Short task:
Gather from the listing below each line that includes the word "styles", and copy it.

Data for processing:

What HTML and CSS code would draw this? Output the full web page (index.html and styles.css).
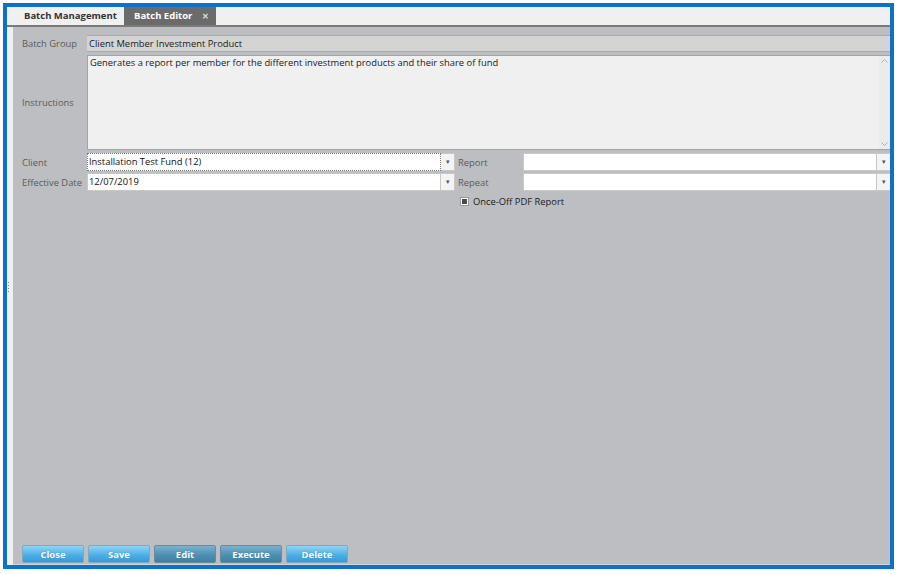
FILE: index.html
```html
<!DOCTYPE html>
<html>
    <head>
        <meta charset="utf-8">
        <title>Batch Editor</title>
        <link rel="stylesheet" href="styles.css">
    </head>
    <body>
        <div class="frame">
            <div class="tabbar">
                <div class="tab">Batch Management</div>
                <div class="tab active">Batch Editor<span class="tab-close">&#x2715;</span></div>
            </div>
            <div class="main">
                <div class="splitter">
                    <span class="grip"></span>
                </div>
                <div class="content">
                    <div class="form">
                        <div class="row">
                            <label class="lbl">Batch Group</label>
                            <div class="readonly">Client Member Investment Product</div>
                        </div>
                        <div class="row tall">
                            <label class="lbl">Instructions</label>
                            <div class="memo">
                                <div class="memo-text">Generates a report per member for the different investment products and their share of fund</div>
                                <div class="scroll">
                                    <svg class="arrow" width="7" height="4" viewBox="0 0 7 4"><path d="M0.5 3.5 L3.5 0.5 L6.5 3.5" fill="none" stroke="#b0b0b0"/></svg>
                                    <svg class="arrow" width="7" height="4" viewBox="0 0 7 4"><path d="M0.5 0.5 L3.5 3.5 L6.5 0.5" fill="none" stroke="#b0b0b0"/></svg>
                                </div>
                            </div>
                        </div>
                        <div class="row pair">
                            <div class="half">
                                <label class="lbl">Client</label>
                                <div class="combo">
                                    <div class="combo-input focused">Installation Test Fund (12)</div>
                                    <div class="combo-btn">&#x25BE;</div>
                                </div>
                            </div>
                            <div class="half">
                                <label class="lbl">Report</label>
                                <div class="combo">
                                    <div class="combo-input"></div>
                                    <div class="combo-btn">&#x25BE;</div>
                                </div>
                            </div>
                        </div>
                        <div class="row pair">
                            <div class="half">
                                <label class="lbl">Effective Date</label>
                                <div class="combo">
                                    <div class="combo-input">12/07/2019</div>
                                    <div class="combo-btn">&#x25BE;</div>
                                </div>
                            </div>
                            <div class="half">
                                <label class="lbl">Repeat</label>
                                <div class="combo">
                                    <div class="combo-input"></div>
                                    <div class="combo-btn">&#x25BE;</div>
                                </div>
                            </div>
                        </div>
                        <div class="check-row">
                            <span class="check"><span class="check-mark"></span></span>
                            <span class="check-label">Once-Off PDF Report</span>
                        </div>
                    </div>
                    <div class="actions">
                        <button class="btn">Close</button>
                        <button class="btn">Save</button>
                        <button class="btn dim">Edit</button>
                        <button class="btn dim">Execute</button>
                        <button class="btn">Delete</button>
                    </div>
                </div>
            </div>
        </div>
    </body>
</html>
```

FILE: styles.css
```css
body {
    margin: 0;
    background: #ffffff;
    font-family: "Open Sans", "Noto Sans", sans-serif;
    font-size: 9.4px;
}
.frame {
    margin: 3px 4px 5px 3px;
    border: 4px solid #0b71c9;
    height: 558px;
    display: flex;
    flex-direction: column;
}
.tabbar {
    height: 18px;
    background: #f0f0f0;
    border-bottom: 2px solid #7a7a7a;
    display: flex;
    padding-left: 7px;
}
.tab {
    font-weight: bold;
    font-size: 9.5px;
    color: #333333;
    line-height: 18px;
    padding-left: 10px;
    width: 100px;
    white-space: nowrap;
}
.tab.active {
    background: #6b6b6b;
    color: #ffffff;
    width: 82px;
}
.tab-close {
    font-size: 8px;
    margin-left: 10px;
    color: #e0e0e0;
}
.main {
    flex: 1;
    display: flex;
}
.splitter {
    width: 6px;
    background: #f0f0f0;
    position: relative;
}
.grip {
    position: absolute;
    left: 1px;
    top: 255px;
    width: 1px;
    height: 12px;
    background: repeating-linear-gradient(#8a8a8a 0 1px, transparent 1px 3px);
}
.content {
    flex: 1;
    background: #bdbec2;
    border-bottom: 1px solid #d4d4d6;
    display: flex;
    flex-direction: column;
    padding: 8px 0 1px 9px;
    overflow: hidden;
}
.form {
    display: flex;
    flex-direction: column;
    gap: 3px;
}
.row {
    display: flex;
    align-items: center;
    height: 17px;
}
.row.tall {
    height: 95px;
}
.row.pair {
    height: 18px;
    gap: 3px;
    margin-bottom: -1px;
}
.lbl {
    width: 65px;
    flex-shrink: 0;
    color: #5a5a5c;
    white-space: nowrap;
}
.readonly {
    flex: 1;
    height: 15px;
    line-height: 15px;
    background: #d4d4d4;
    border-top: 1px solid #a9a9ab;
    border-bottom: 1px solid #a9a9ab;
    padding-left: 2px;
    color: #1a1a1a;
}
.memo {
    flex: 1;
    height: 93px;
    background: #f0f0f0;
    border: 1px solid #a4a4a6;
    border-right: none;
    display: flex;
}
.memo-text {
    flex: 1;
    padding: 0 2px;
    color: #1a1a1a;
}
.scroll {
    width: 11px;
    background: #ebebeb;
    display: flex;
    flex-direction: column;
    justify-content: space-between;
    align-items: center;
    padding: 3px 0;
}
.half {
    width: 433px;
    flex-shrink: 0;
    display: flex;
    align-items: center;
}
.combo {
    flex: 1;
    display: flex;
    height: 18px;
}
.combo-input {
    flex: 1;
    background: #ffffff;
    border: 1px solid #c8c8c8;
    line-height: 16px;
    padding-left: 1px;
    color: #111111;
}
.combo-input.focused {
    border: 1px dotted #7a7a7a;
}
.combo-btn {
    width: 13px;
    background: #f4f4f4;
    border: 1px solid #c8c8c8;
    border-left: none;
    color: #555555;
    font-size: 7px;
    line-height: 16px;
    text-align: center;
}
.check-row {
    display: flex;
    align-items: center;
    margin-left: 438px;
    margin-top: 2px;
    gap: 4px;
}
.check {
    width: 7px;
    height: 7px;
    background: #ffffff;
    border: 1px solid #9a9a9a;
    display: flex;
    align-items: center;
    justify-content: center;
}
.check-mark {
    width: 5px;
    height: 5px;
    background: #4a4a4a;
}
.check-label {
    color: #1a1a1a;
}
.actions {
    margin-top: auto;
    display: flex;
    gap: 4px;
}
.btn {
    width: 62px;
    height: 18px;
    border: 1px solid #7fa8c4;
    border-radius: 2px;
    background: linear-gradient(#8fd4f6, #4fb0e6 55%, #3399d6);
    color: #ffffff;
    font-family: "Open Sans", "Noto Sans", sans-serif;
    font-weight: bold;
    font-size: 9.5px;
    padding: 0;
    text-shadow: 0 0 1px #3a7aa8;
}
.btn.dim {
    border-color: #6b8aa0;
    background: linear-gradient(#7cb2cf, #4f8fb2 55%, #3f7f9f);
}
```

==

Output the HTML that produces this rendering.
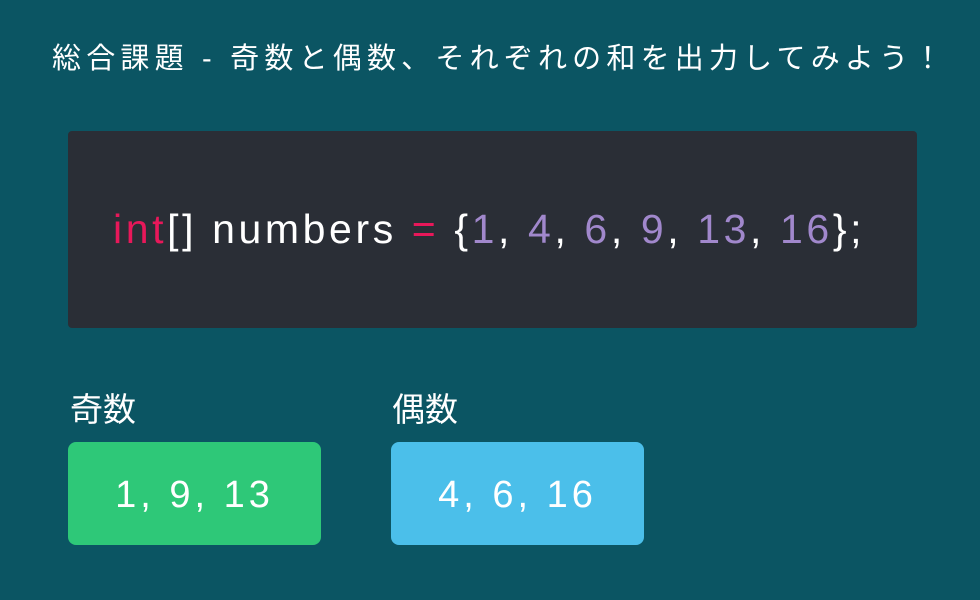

Answer for the task:
What HTML and CSS code would draw this? Output the full web page (index.html and styles.css).
        <link rel="stylesheet" href="styles.css">
FILE: styles.css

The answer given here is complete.